DIRECTIVE
Write out each line of the listing as it stands, without the images.

--- start GIVEN INFORMATION ---

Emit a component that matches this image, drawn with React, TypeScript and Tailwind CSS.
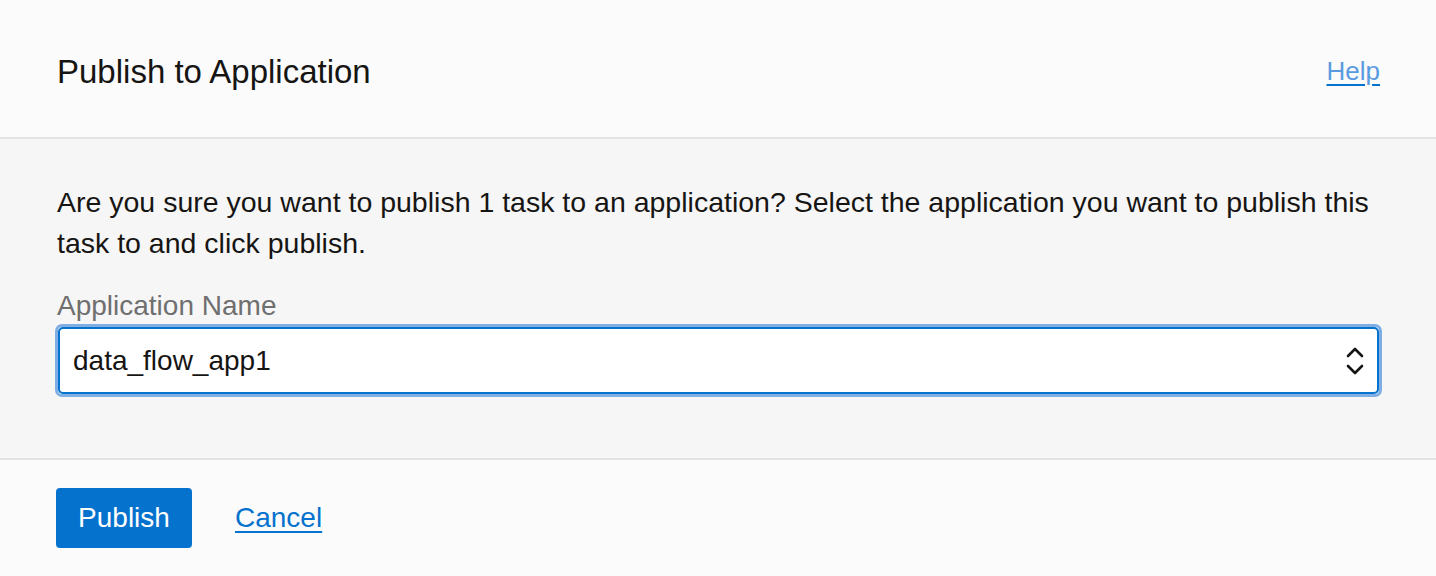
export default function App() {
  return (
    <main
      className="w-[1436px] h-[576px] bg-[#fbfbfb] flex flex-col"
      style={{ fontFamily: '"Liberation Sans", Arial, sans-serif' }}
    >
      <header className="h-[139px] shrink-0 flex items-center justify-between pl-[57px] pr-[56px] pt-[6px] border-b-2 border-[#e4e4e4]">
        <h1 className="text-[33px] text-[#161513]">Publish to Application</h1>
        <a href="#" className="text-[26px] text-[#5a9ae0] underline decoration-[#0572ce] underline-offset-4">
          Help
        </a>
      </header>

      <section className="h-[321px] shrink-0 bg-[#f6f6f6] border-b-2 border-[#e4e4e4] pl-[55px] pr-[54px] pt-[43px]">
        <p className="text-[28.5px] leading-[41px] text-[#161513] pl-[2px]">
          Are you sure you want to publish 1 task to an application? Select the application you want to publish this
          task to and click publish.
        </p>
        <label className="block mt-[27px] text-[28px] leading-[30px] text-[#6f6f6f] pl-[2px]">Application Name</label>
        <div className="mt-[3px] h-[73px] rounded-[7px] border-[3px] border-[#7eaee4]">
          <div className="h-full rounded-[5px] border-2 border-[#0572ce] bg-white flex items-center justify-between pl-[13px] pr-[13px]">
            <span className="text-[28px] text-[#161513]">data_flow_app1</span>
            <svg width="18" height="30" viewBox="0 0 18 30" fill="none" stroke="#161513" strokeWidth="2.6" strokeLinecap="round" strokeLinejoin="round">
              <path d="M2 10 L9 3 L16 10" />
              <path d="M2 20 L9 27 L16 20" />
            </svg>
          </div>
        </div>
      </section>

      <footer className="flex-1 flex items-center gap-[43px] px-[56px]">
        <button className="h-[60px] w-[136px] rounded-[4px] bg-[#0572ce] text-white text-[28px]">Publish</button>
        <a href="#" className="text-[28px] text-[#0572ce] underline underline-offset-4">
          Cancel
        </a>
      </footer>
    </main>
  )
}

--- end GIVEN INFORMATION ---

EXPECTED OUTPUT
Emit a component that matches this image, drawn with React, TypeScript and Tailwind CSS.
export default function App() {
  return (
    <main
      className="w-[1436px] h-[576px] bg-[#fbfbfb] flex flex-col"
      style={{ fontFamily: '"Liberation Sans", Arial, sans-serif' }}
    >
      <header className="h-[139px] shrink-0 flex items-center justify-between pl-[57px] pr-[56px] pt-[6px] border-b-2 border-[#e4e4e4]">
        <h1 className="text-[33px] text-[#161513]">Publish to Application</h1>
        <a href="#" className="text-[26px] text-[#5a9ae0] underline decoration-[#0572ce] underline-offset-4">
          Help
        </a>
      </header>

      <section className="h-[321px] shrink-0 bg-[#f6f6f6] border-b-2 border-[#e4e4e4] pl-[55px] pr-[54px] pt-[43px]">
        <p className="text-[28.5px] leading-[41px] text-[#161513] pl-[2px]">
          Are you sure you want to publish 1 task to an application? Select the application you want to publish this
          task to and click publish.
        </p>
        <label className="block mt-[27px] text-[28px] leading-[30px] text-[#6f6f6f] pl-[2px]">Application Name</label>
        <div className="mt-[3px] h-[73px] rounded-[7px] border-[3px] border-[#7eaee4]">
          <div className="h-full rounded-[5px] border-2 border-[#0572ce] bg-white flex items-center justify-between pl-[13px] pr-[13px]">
            <span className="text-[28px] text-[#161513]">data_flow_app1</span>
            <svg width="18" height="30" viewBox="0 0 18 30" fill="none" stroke="#161513" strokeWidth="2.6" strokeLinecap="round" strokeLinejoin="round">
              <path d="M2 10 L9 3 L16 10" />
              <path d="M2 20 L9 27 L16 20" />
            </svg>
          </div>
        </div>
      </section>

      <footer className="flex-1 flex items-center gap-[43px] px-[56px]">
        <button className="h-[60px] w-[136px] rounded-[4px] bg-[#0572ce] text-white text-[28px]">Publish</button>
        <a href="#" className="text-[28px] text-[#0572ce] underline underline-offset-4">
          Cancel
        </a>
      </footer>
    </main>
  )
}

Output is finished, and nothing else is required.